Pegasus is designed for ASIL D certification — the industry’s highest safety level — with automotive inputs/outputs, including CAN (controller area network), Flexray, 16 dedicated high-speed sensor inputs for camera, radar, lidar and ultrasonics, plus multiple 10Gbit Ethernet connectors. Its combined memory bandwidth exceeds 1 terabyte per second. via NVIDIA
NVIDIA has said that they will be cooperating with Volkswagen in developing self driving cars such as the VW Buzz.
Xavier arrives just as players across the global auto industry are preparing to launch a wave of next-gen vehicles with unprecedented capabilities.
“We believe that AI can eventually drive the cost per mile of autonomous vehicles to essentially the same level, if not below, that of owned cars — self-driven cars,” Huang said. “So when that happens, it’s possible, we believe, that AV could revolutionize mobility services.”

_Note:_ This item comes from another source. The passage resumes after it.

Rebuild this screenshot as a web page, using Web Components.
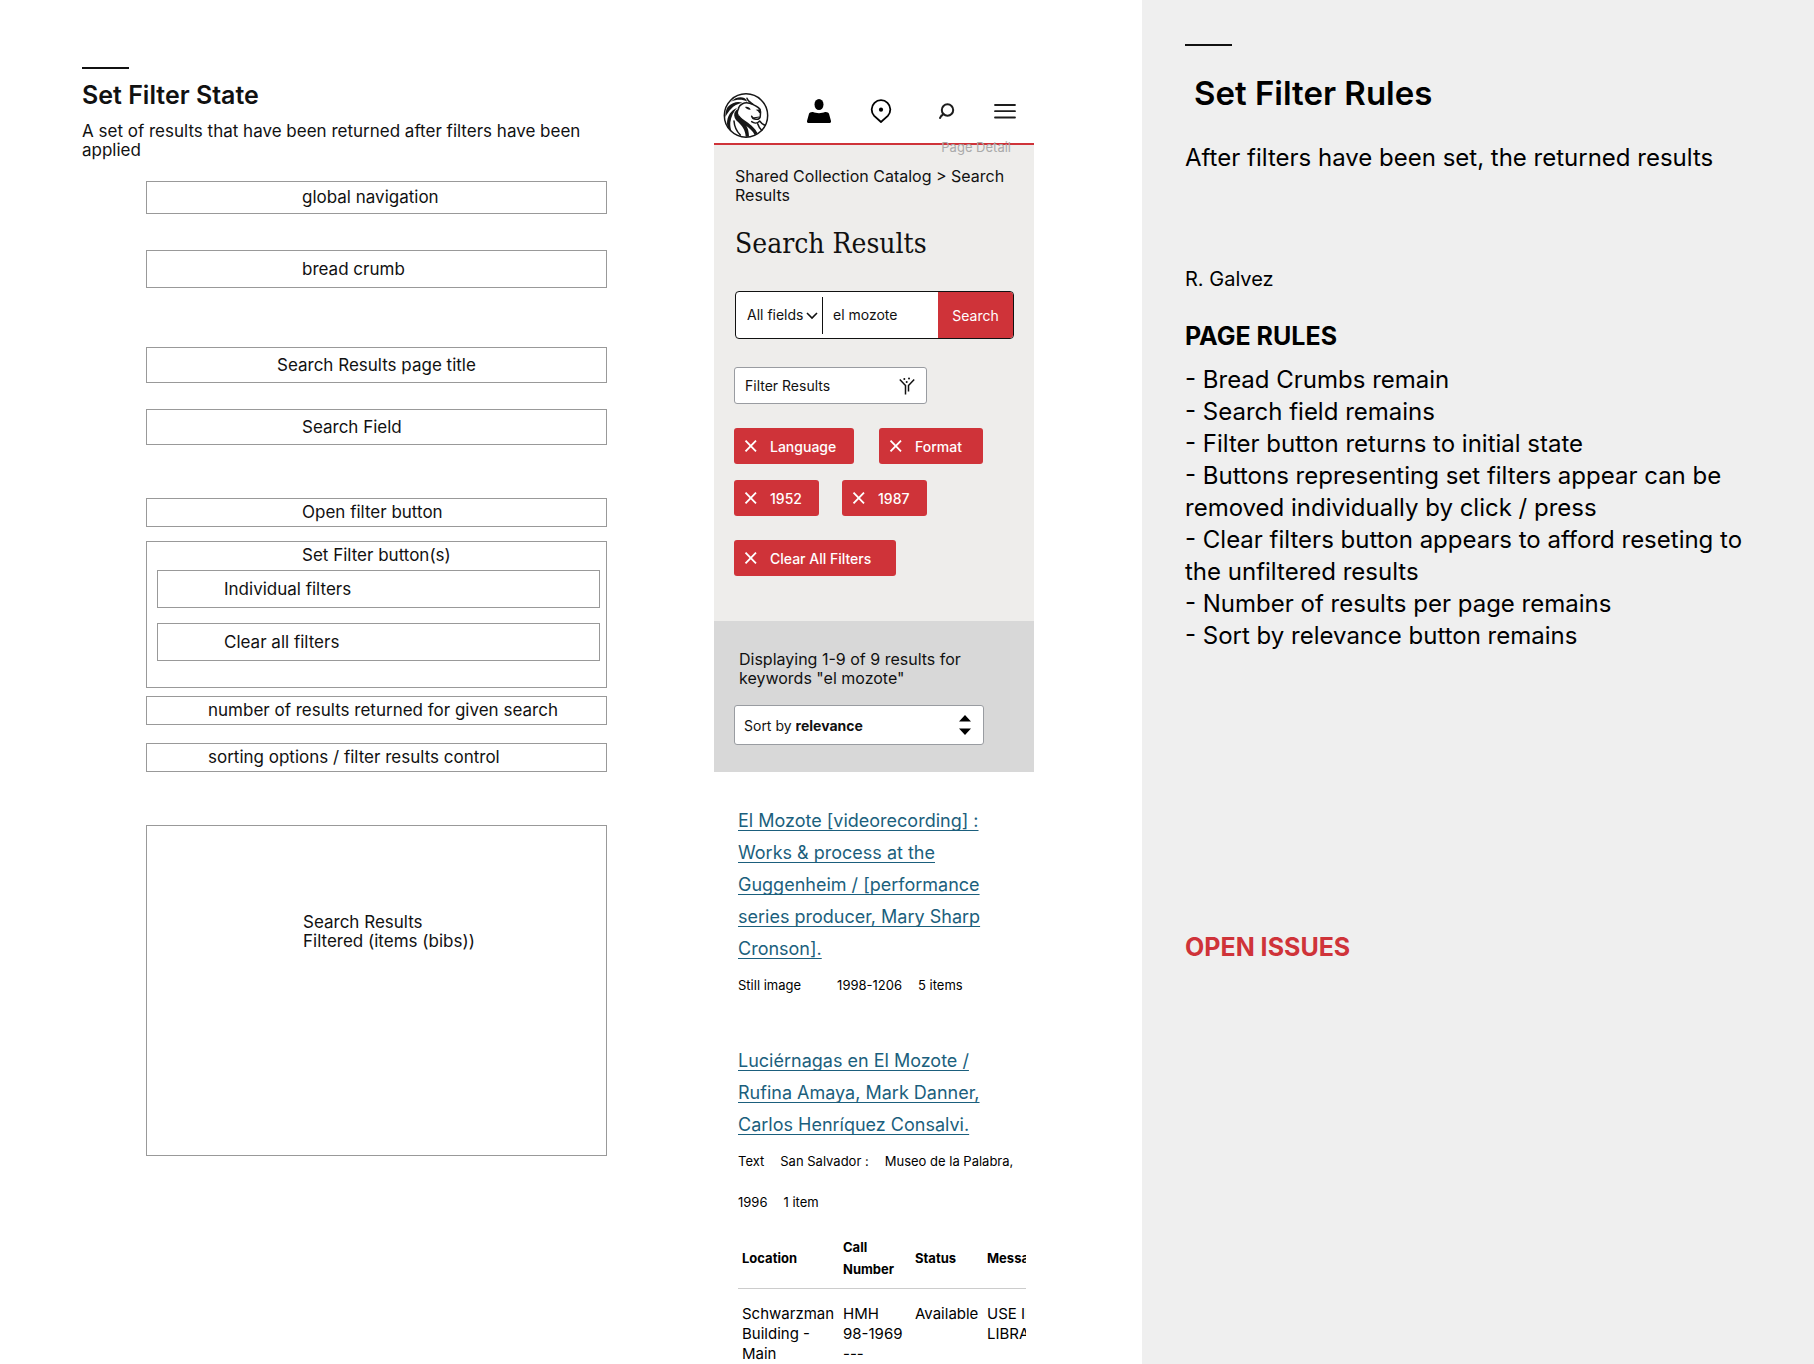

Emphasizing the importance of AI to the auto industry, Volkswagen CEO Herbert Diess joined Jensen on stage to discuss how AI and deep learning will shape the development of a new generation of VW vehicles. via NVIDIA
Technologies such as the Drive IX and Drive AR will also be an integral part of the NVIDIA Drive platform which aims to revolutionize the automobile industry.